AliveMCP provides a complementary layer above the load balancer: it probes the full MCP protocol (initialize + tools/list) at the load-balancer IP, confirming that the entire stack — LB routing, backend, tool registration — is working. Configure one AliveMCP monitor per backend IP if you want per-instance health visibility, in addition to the one monitor on the load balancer address.
Related questions
Can I use Redis to share session state across backends and avoid sticky sessions?
In principle yes — the session's in-progress tool call state is small enough to serialize to Redis. In practice, the MCP SDK does not provide built-in distributed session storage, so you would need to reimplement session state management. For most MCP servers, sticky sessions or stateless mode is simpler. Stateless mode (disabling SSE) is the cleaner path to horizontal scaling than distributed session state.
How does graceful shutdown work in a load-balanced cluster?
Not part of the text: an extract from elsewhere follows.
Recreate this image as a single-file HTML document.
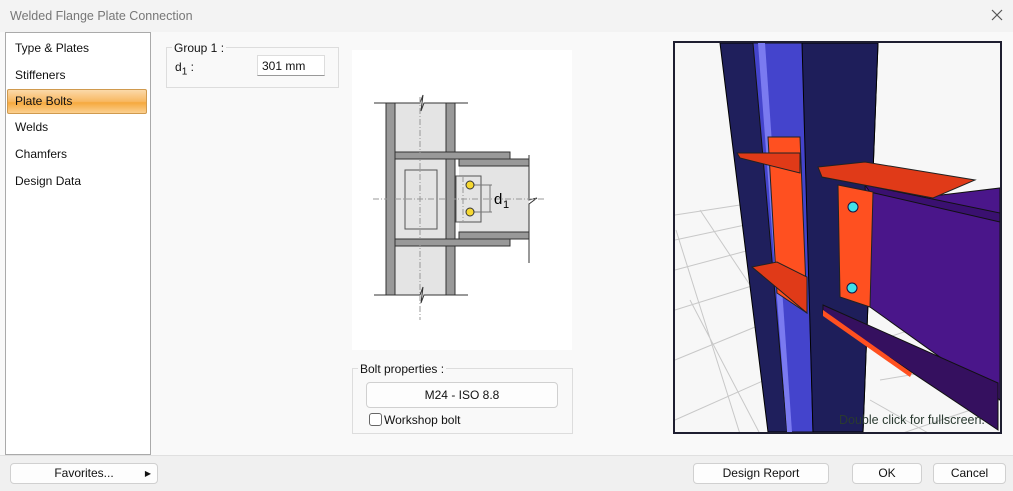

When Kubernetes sends SIGTERM to a pod (on scale-in or rolling deploy), the pod should: (1) remove itself from the load balancer's rotation by returning 503 from /healthz, (2) wait for preStop.exec.command sleep (typically 10–15s) to let in-flight requests complete, (3) drain active SSE sessions. See the graceful shutdown guide for the full sequence. The key timing: the load balancer's health check interval must be shorter than the preStop sleep, so the backend is removed from rotation before new connections arrive.
Should AliveMCP monitor the load balancer or individual backends?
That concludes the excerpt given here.